I put 2 of the similar but smaller ones on my house (we built at about the same time) and change them when they look cruddy.  His housing is opaque so he is on a schedule, mine are clear so I do it by eye.  At first I used the fancy pant filters but they add up $$ wise.  Now I use the cheapest filters for the same effect, but my water is somehow not as irony as his, so mine is mostly for the fine sand that comes form the well.

cowboysgirlfriend

  • 5 O'Clock Shadow
  • *
  • Posts: 23
  • Location: Bellingham, WA
    • My rambling blog
Re: Water?
« Reply #6 on: September 29, 2014, 10:58:27 AM »
Thanks, Greg, that's useful information for us to think about when we come to buy a place. I think you're right, iron-rich sounds like it fits the bill, and a lot of the property we're looking at has well water. This is a new world for me, I've always been a city girl on city water.

AH013

  • Bristles
  • ***
  • Posts: 272
Re: Water?
« Reply #7 on: September 29, 2014, 04:27:40 PM »
Around here at the grocery stores, 1 gallon jugs of spring water run 2 for $1.  You could buy about 20 and keep the empties (let them completely dry out to kill any bacteria).  Then if you're headed somewhere where you know there will be good drinkable water, you could bring along some of your empties and fill 'em up.  In a cool dry place refilled jugs of standing water should be good for 5-7 days.  Refrigerated they should even last 2+ weeks.

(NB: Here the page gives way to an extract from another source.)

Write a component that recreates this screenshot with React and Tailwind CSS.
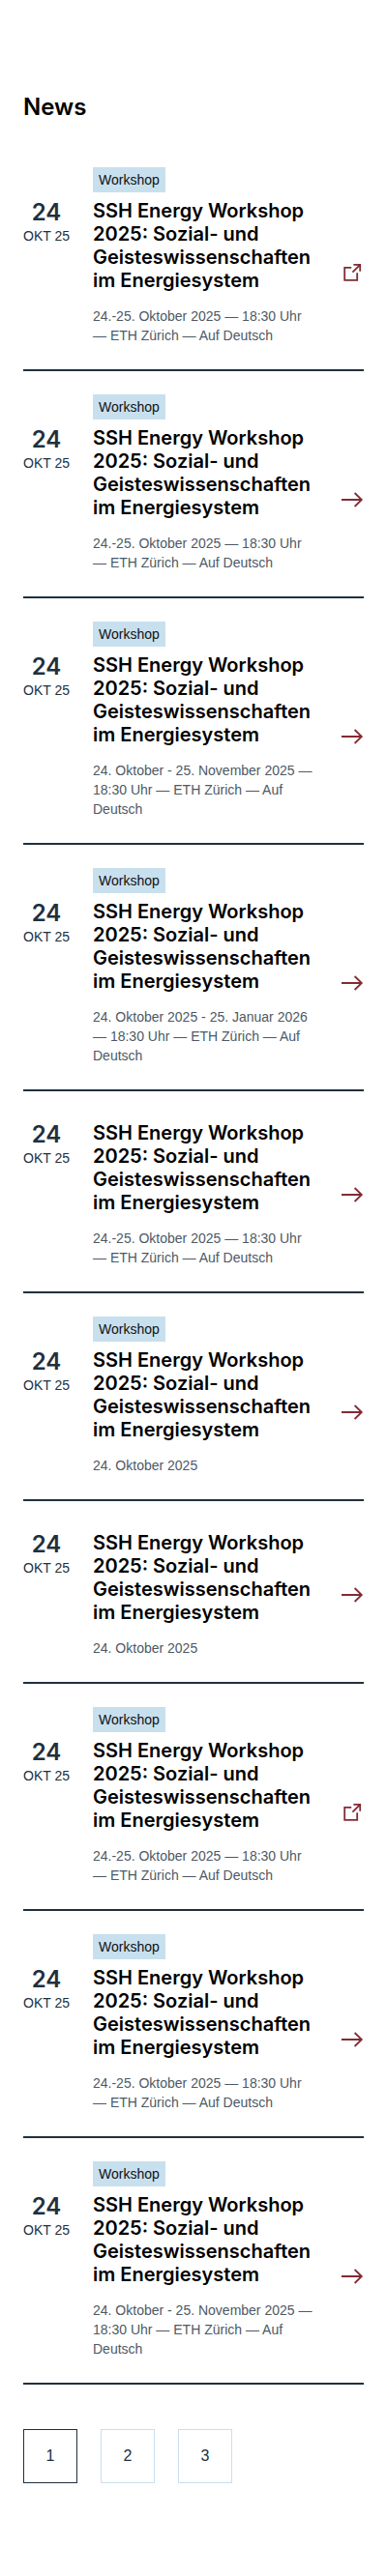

If it's as brown as it sounds, I don't think a Brita is going to do the job or survive poorly processing more than 10-15 gallons.  And based on your other comments a whole house solution isn't in the cards for the short time you'll be there.

bogart

  • Handlebar Stache
  • *****
  • Posts: 1052
Re: Water?
« Reply #8 on: September 29, 2014, 07:38:30 PM »
As an FYI, in some (many?) parts of the US (world?), a big and not-detectable -- without testing -- problem is arsenic in the water.  I've been researching this as we've recently bought land with a well (like yours, it is also icky and iron-y).  It's naturally occurring and flavorless.

If you're already steering clear of the water where you live now, no worries -- but down the road if you stay on well water and find nicer stuff, probably worth getting tested (at least where I live, arsenic testing in not required for existing wells, whereas other sorts of testing is when they change hands).

Generally, the levels are low enough that there's no immediate threat (no problem drinking if you're on vacation at a place with a well), but decent evidence that even VERY low levels of arsenic are bad for you if consumed over a long period of time.

We just take (good) city tap water out to our well-equipped (ha!) property, for now.  If we later decide to build/live out there we'll likely pay for a filtration system.